*The request*
Identify the lines that contain the string "page" and copy all of them.
--- Start of Data provided ---
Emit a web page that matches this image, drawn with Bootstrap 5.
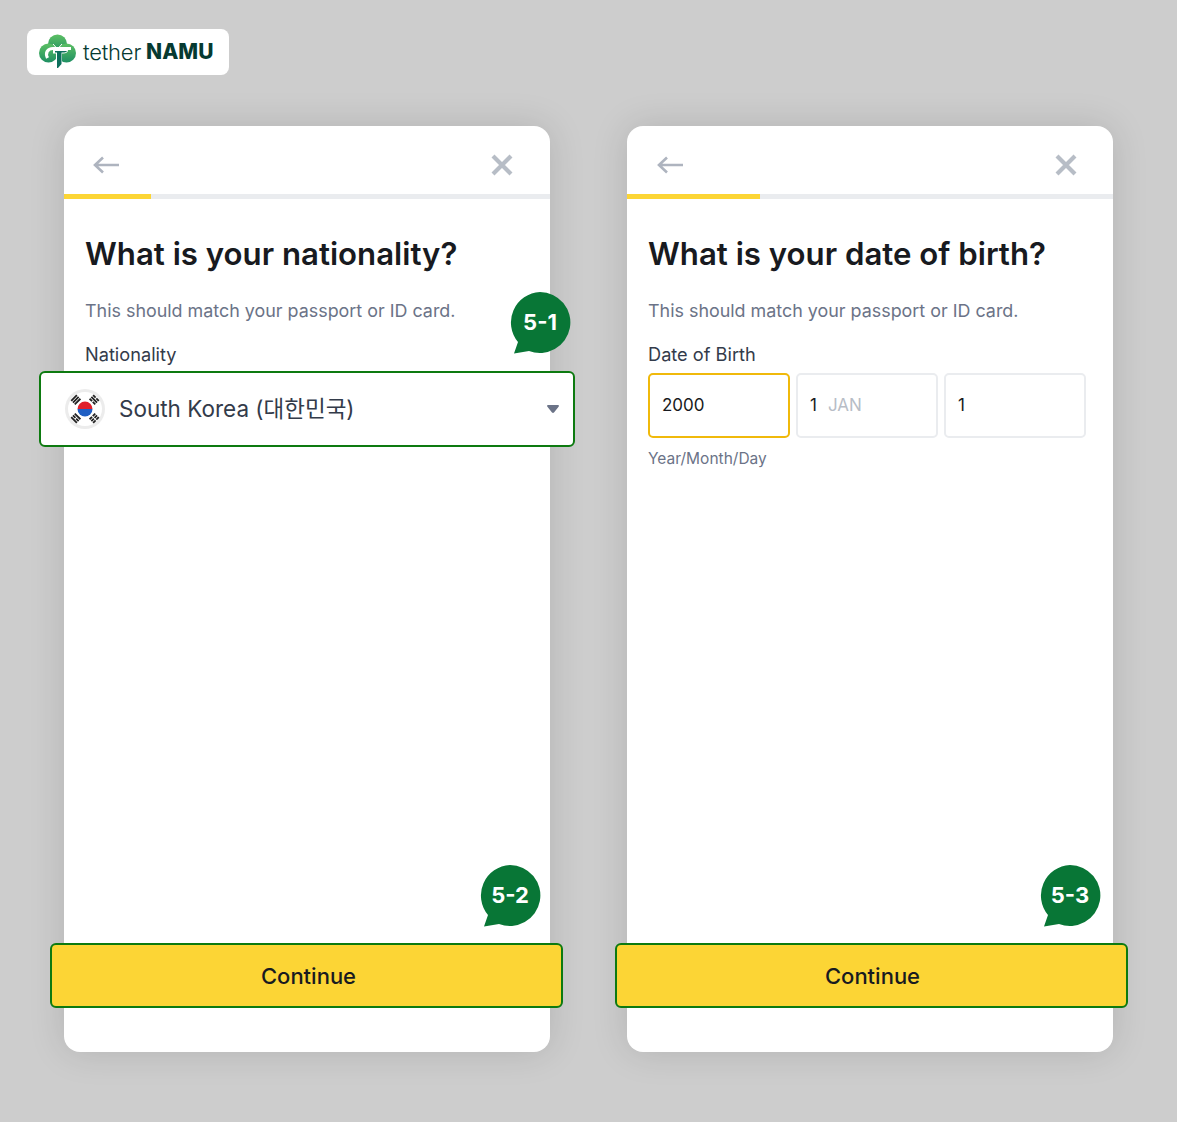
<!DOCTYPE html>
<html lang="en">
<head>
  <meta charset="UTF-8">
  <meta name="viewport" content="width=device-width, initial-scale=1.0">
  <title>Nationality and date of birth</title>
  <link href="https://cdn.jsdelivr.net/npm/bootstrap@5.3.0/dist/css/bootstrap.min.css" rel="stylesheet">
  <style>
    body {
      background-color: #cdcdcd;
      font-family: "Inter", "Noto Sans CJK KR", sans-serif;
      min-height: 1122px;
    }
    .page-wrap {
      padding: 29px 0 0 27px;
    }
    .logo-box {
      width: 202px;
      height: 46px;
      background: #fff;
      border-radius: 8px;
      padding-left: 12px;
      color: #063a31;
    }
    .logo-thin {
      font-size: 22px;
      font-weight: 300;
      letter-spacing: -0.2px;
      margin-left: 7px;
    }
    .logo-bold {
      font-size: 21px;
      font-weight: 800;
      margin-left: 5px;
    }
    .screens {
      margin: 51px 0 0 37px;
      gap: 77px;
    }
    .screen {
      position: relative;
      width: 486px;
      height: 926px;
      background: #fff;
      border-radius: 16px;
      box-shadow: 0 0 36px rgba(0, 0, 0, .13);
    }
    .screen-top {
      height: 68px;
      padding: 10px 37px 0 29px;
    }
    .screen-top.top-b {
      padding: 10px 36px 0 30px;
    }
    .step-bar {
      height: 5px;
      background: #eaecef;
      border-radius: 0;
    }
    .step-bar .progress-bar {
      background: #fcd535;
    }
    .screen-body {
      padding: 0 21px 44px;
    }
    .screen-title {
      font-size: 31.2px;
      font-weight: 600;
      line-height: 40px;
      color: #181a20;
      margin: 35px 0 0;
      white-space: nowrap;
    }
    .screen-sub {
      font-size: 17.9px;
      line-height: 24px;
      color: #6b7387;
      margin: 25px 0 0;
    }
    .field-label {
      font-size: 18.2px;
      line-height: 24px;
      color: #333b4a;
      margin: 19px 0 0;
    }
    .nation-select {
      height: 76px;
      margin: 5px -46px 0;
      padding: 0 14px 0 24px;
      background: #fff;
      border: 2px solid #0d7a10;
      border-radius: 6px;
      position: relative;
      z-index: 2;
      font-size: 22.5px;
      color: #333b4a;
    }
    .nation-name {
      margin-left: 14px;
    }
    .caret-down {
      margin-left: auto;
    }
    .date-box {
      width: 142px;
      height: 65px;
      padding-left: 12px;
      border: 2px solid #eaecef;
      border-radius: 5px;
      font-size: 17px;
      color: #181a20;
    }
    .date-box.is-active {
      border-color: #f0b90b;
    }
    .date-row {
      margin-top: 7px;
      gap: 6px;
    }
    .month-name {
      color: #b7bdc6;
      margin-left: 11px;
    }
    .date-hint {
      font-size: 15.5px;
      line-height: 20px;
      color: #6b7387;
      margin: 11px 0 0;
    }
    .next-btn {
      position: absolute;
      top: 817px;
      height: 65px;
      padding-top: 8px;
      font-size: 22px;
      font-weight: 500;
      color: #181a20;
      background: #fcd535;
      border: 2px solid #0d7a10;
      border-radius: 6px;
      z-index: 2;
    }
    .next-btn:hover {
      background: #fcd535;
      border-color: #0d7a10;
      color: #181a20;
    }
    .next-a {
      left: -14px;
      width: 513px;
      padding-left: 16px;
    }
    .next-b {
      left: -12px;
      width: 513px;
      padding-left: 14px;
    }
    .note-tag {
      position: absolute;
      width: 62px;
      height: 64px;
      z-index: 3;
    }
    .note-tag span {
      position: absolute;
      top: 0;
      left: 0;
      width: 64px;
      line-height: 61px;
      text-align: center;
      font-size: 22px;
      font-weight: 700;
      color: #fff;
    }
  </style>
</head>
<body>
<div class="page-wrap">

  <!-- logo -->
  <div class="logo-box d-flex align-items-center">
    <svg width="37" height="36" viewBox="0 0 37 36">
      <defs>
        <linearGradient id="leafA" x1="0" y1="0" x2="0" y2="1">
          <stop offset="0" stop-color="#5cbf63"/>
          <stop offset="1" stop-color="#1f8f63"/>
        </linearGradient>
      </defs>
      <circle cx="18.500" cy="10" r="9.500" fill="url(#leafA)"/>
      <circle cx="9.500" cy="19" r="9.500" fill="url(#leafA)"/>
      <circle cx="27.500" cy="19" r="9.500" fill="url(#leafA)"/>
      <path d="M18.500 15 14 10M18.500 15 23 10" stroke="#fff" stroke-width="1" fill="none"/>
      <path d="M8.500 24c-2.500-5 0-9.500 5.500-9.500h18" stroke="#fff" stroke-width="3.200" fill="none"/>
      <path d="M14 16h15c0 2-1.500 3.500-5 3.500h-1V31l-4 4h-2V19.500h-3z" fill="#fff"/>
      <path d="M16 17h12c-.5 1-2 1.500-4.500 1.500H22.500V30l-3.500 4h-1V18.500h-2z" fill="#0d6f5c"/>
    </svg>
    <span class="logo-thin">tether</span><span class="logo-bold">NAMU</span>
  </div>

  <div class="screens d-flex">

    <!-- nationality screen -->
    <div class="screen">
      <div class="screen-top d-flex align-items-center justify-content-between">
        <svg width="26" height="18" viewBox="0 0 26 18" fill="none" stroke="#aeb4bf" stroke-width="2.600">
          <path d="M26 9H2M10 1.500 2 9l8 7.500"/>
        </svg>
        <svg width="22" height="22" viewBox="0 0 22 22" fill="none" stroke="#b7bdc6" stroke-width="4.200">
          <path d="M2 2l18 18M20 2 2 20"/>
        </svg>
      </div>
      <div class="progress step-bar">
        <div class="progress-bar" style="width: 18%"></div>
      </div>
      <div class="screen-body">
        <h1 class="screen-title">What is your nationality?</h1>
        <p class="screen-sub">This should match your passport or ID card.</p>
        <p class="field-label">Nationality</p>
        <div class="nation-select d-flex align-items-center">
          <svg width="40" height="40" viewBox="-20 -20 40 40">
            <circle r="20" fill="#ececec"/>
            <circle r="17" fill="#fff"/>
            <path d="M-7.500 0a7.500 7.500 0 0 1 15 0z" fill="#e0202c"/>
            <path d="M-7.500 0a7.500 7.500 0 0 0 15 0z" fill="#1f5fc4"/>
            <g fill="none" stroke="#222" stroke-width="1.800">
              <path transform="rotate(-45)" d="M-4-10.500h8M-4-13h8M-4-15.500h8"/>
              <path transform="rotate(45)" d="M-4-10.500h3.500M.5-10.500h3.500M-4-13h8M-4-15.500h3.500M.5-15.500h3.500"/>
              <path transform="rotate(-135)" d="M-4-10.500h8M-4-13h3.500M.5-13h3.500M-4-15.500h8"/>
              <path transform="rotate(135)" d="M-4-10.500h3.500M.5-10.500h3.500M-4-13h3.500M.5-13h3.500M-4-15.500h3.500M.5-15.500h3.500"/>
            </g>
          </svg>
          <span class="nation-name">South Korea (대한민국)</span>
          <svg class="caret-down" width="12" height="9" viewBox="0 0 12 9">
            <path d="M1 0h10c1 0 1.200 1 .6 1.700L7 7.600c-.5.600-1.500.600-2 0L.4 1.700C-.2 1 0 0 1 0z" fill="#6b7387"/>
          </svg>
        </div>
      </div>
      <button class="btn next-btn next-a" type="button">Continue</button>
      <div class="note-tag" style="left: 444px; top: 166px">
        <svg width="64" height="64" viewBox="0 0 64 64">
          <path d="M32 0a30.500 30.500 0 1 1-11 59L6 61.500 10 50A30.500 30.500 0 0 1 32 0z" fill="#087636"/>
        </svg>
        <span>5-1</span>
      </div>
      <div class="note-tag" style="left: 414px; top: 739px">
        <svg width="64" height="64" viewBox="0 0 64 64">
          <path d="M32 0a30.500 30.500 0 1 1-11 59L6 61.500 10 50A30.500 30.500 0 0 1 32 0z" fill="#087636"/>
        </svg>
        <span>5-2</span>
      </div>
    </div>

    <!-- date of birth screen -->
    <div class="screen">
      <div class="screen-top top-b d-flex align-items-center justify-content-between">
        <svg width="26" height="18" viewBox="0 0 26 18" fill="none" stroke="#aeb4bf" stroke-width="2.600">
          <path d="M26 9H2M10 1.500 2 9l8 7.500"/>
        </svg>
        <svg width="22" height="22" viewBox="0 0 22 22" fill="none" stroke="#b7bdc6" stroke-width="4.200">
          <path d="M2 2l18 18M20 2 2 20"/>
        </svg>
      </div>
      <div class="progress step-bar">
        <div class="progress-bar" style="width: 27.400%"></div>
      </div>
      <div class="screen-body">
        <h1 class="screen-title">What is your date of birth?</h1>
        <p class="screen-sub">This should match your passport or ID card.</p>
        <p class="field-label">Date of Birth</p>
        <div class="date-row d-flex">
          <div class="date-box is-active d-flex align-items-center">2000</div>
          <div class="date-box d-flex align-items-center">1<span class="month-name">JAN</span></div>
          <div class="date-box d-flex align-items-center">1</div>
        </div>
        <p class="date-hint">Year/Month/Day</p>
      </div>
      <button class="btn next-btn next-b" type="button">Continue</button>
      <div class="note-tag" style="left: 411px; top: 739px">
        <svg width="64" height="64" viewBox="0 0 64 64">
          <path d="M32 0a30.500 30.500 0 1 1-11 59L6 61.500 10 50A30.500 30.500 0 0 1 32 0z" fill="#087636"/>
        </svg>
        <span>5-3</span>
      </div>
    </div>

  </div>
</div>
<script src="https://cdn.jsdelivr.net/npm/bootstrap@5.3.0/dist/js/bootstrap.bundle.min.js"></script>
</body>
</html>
--- End of Data provided ---
*Full response*
Emit a web page that matches this image, drawn with Bootstrap 5.
    .page-wrap {
<div class="page-wrap">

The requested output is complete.